I received this insightful Tweet from the always insightful @tipadeknife in response to my previous post:
I wasn’t aware (although I am not surprised) that rogue-like design is practically a discipline in and of itself. There’s a lot of knowledge out there about how to design dungeons for this genre, and while pretty must everything I found today focused more on connecting rooms that weren’t as geometrically aligned as mine are, I found one suggestion that shows how looking at something from a different direction — in this case, a completely different direction — can be more useful than pursuing a solution in a dead-end.
Naturally my impetus was to take my grid of sectors and find a way to connect them; you can read about it in the previous post linked via the Tweet above if you haven’t. Someone on one of the forums I landed on suggested that rather than trying to figure out how to connect rooms, consider connecting all of the rooms and then start taking away connections. While this wasn’t without its own challenges, I have a working model that adheres to my rules and leaves me with no loose sectors. Let’s investigate!

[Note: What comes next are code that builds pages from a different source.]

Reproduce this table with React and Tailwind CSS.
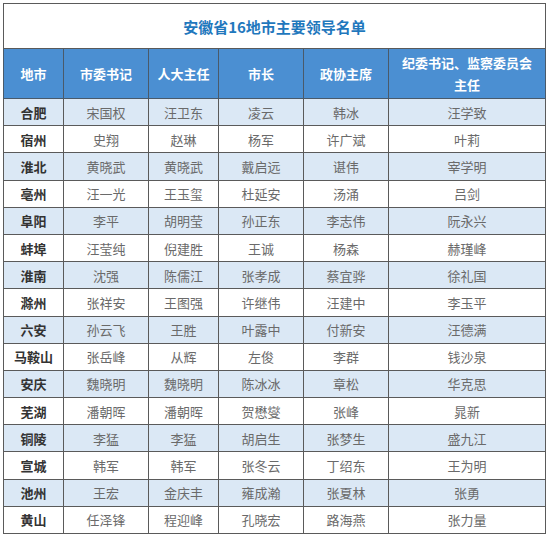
const HEADERS = ['地市', '市委书记', '人大主任', '市长', '政协主席', '纪委书记、监察委员会主任'];

const ROWS = [
  ['合肥', '宋国权', '汪卫东', '凌云', '韩冰', '汪学致'],
  ['宿州', '史翔', '赵琳', '杨军', '许广斌', '叶莉'],
  ['淮北', '黄晓武', '黄晓武', '戴启远', '谌伟', '宰学明'],
  ['亳州', '汪一光', '王玉玺', '杜延安', '汤涌', '吕剑'],
  ['阜阳', '李平', '胡明莹', '孙正东', '李志伟', '阮永兴'],
  ['蚌埠', '汪莹纯', '倪建胜', '王诚', '杨森', '赫瑾峰'],
  ['淮南', '沈强', '陈儒江', '张孝成', '蔡宜骅', '徐礼国'],
  ['滁州', '张祥安', '王图强', '许继伟', '汪建中', '李玉平'],
  ['六安', '孙云飞', '王胜', '叶露中', '付新安', '汪德满'],
  ['马鞍山', '张岳峰', '从辉', '左俊', '李群', '钱沙泉'],
  ['安庆', '魏晓明', '魏晓明', '陈冰冰', '章松', '华克思'],
  ['芜湖', '潘朝晖', '潘朝晖', '贺懋燮', '张峰', '晁新'],
  ['铜陵', '李猛', '李猛', '胡启生', '张梦生', '盛九江'],
  ['宣城', '韩军', '韩军', '张冬云', '丁绍东', '王为明'],
  ['池州', '王宏', '金庆丰', '雍成瀚', '张夏林', '张勇'],
  ['黄山', '任泽锋', '程迎峰', '孔晓宏', '路海燕', '张力量'],
];

const COL_WIDTHS = ['w-[60px]', 'w-[85px]', 'w-[70px]', 'w-[85px]', 'w-[85px]', 'w-[157px]'];

export default function App() {
  return (
    <div className="w-[550px] h-[539px] bg-white pt-[3px] pl-[3px] font-['Noto_Sans_CJK_SC',sans-serif]">
      <table className="table-fixed border-collapse w-[542px]">
        <colgroup>
          {COL_WIDTHS.map((w, i) => (
            <col key={i} className={w} />
          ))}
        </colgroup>
        <thead>
          <tr className="h-[45px]">
            <th colSpan={6} className="border border-[#5a5a5a] bg-white text-[15px] font-bold text-[#1f78bd] text-center pt-[2px]">
              安徽省16地市主要领导名单
            </th>
          </tr>
          <tr className="h-[50px] bg-[#4b8fd2]">
            {HEADERS.map((h, i) => (
              <th
                key={h}
                className={`border border-[#4a5a6a] text-white text-[13px] font-bold text-center leading-[22px] ${i === 5 ? 'px-3' : 'px-1'}`}
              >
                {h}
              </th>
            ))}
          </tr>
        </thead>
        <tbody>
          {ROWS.map((row, r) => (
            <tr key={row[0]} className={`h-[27.2px] ${r % 2 === 0 ? 'bg-[#dbe8f5]' : 'bg-white'}`}>
              {row.map((cell, c) => (
                <td
                  key={c}
                  className={`border border-[#5a5a5a] text-center text-[13px] leading-none p-0 ${
                    c === 0 ? 'font-bold text-[#333]' : 'text-[#6a6a6a]'
                  }`}
                >
                  {cell}
                </td>
              ))}
            </tr>
          ))}
        </tbody>
      </table>
    </div>
  );
}
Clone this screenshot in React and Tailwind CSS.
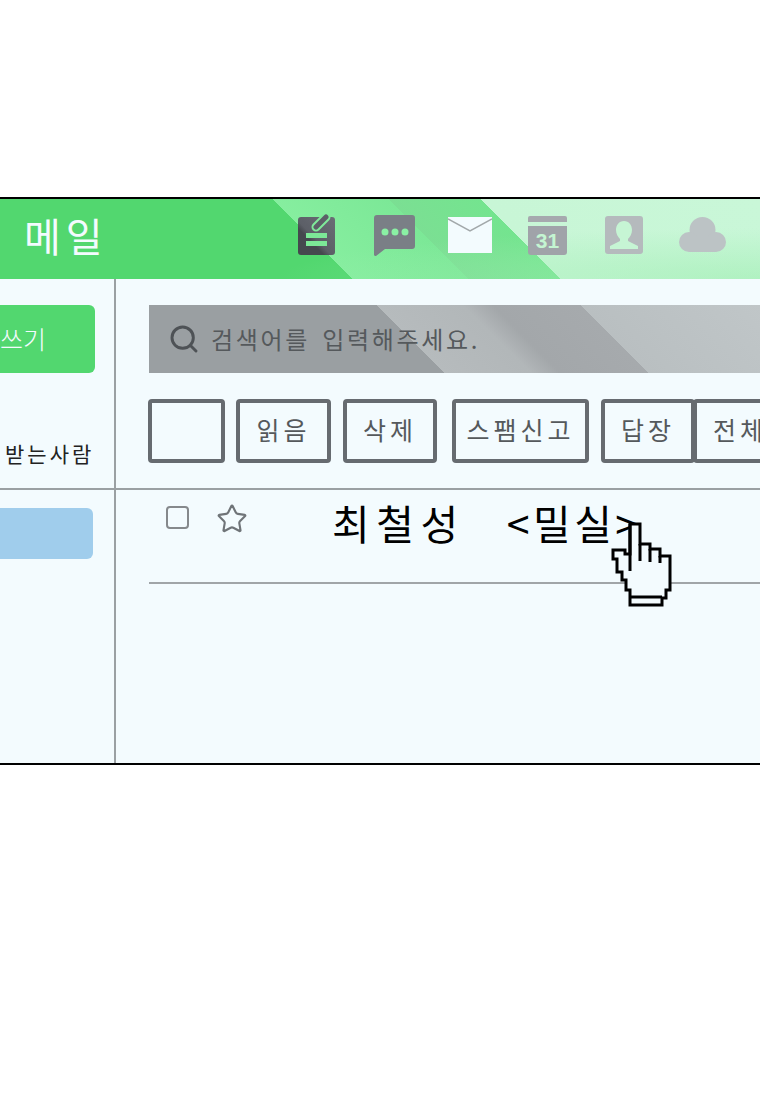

Everyone Gets a Connection
I am still using my original and tested Big Bang code to generate a 10×10 grid of sectors.
Next, each sector gets a going-over. The bulk of the connector code simply checks for the IDs of the sectors that are around them based on their [x,y] values. As stated in the previous post, this is important because edges will only have a minimum of 3 paths (corners) and a maximum of up to 5 (edge) while interior sectors will have a full 8. I check every surrounding sector by using Ye Olden +/- X/Y method and use the calculated values to look up the ID of the sectors at those locations. Every ID I find is stored with the current “center” sector in an array. At this point I can look at a sector and verify that, based on its own [x,y] position, whether it has received the proper number of exits and (if I want) the [x,y] of the sectors belonging to those exit ID values.
After that, I have to start removing connections. This took a few passes because there are three classifications of sector: major hubs, minor hubs, and standard sectors. A major hub is guaranteed to contain habitable planets, which guarantees a station, and since those sectors are preferred by the game’s population, they get a minimum of 6 connections. Minor sectors are also desirable, but less than major hubs, so they get a minimum of 4 connections. Standard systems, by virtue of having to provide opportunities to ensure all systems are connected, get a minimum of 2 connections. Before I make any further moves, I make sure that this sector can “spare” losing any more connections at this time. If so, the process continues .
The removal logic is mostly the same. I filter by the sector type (major, minor, or standard) to get a working subset. Looping through this collection I get the list of exits that this sector knows about. Based on the sector type, I make a sub-loop: 2 for majors, 4 for minors, and 6 for samples. These are the times I pass over the sector to remove a single connection. Using a random number generator, I pull out a single value from sector’s exit collection array and use that ID to get the system on the other side of the exit.
At this point, though, I have to do some sanity checking. Based on the sector type on the other side of the gate, if removing this next connection would leave it deficient in connections, I don’t remove anything. Put another way, if removing one connection from a major hub sector would leave the standard sector on the other side of that connection with less than 2 connections, I skip it.
Finally, I spit out some stats just to make sure that everything jives and unlike the previous post’s stats, these seem to line up perfectly every time.
: While writing out this post to explain everything, I realize that at the top of each sector type removal block, there’s logic that is intended to prevent the removal of sectors if doing do would drop the exit count below what the sector type would sustain. This was put in place for cases where edge or corner sectors were ending up with 1 or 0 exits. However, I realized during the writing of this post that the current logic isn’t sound. For example, the major hub removal code only allows processing if the current exit count is greater than 6, the minimum number of connections a major hub should have. However, if there are 7 or 8 connections (as there might be for an interior sector), then a major hub should remove two. That’s OK if there are 8, but if there are only 7 exits (for whatever reason), then removing 2 would drop the number of exits below the required number of exits for a major hub sector. It’s late when writing this, and I don’t want to have to think about it right now, so as of this writing, that flaw is still in the code.